Silver, 57, holds an accounting degree from Boise State University and is a certified public accountant. Crane, 65, has an associate’s degree in religious education from Bible Missionary Institute in Rock Island, Ill.
But, he said, “I have extensive experience now investing, and we’ve done a very good job. … We have earned over $1.1 billion in interest earnings for the state of Idaho, so we have a pretty good track record. And I’m proud to defend that record.”
Crane’s New York trip this year secured a record-low interest rate for the state’s annual sale of tax anticipation notes, due to the state’s strong credit rating. “That’s a huge thing,” he said.

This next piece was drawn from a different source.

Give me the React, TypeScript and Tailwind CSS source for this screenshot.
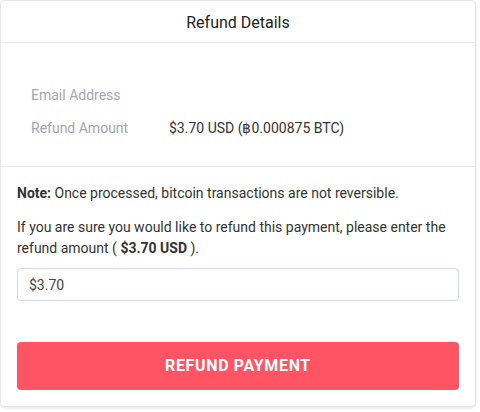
import { useState } from 'react'

function App() {
  const [amount, setAmount] = useState('$3.70')

  return (
    <div className="min-h-screen bg-white font-['Roboto',sans-serif]">
      <div className="w-[476px] overflow-hidden rounded-[5px] border border-[#e6e6e6] bg-white shadow-[0_1px_3px_rgba(0,0,0,0.12)]">
        <header className="flex h-[42px] items-center justify-center border-b border-[#ececec] pt-[2px] text-[16px] text-[#222]">
          Refund Details
        </header>

        <section className="border-b border-[#ececec] pb-[28px] pl-[30px] pt-[42px] text-[14px]">
          <div className="flex h-[20px] items-center">
            <span className="w-[138px] text-[#a3a6b0]">Email Address</span>
            <span className="text-[#333]"></span>
          </div>
          <div className="mt-[13px] flex h-[20px] items-center">
            <span className="w-[138px] text-[#a3a6b0]">Refund Amount</span>
            <span className="text-[#333]">$3.70 USD (฿0.000875 BTC)</span>
          </div>
        </section>

        <section className="px-4 pb-4 pt-[16px] text-[14px] text-[#333]">
          <p className="leading-[21px]">
            <strong className="font-bold">Note:</strong> Once processed, bitcoin transactions are not reversible.
          </p>
          <p className="mt-[13px] leading-[21px]">
            If you are sure you would like to refund this payment, please enter the refund amount ({' '}
            <strong className="font-bold">$3.70 USD</strong> ).
          </p>
          <input
            className="mt-[9px] h-[33px] w-full rounded-[4px] border border-[#d3d9e0] px-[11px] text-[14px] text-[#444] focus:outline-none"
            onChange={(event) => setAmount(event.target.value)}
            type="text"
            value={amount}
          />
          <button
            className="mt-[41px] flex h-[48px] w-full items-center justify-center rounded-[4px] bg-[#ff5463] text-[16px] font-bold uppercase tracking-[0.04em] text-white"
            type="button"
          >
            Refund Payment
          </button>
        </section>
      </div>
    </div>
  )
}

export default App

His women’s money-management conferences have been so successful that other state treasurers have emulated them. When state auditors raised questions about his office spending $10,000 a year on the conferences without a specific appropriation, the Legislature’s joint budget committee wrote the conferences into the budget for his office.
And Crane succeeded in taking over the state’s unclaimed property program from the state Tax Commission, something his predecessor in office had long sought, and has stepped up public outreach efforts to get Idahoans to claim money they’re owed that the state’s holding for them, including setting up an online portal.
Crane said few people understand the role of the state treasurer, who is responsible for receiving all funds that come into the state’s coffers, crediting them to the proper agency, and putting the money in the proper accounts to cover warrants, which are like checks, issued by the state controller to pay the state’s bills. “And what’s left over we invest,” Crane said.
“It’s not a high-profile office. … But we are a very important part of state business, and one that has to be done.”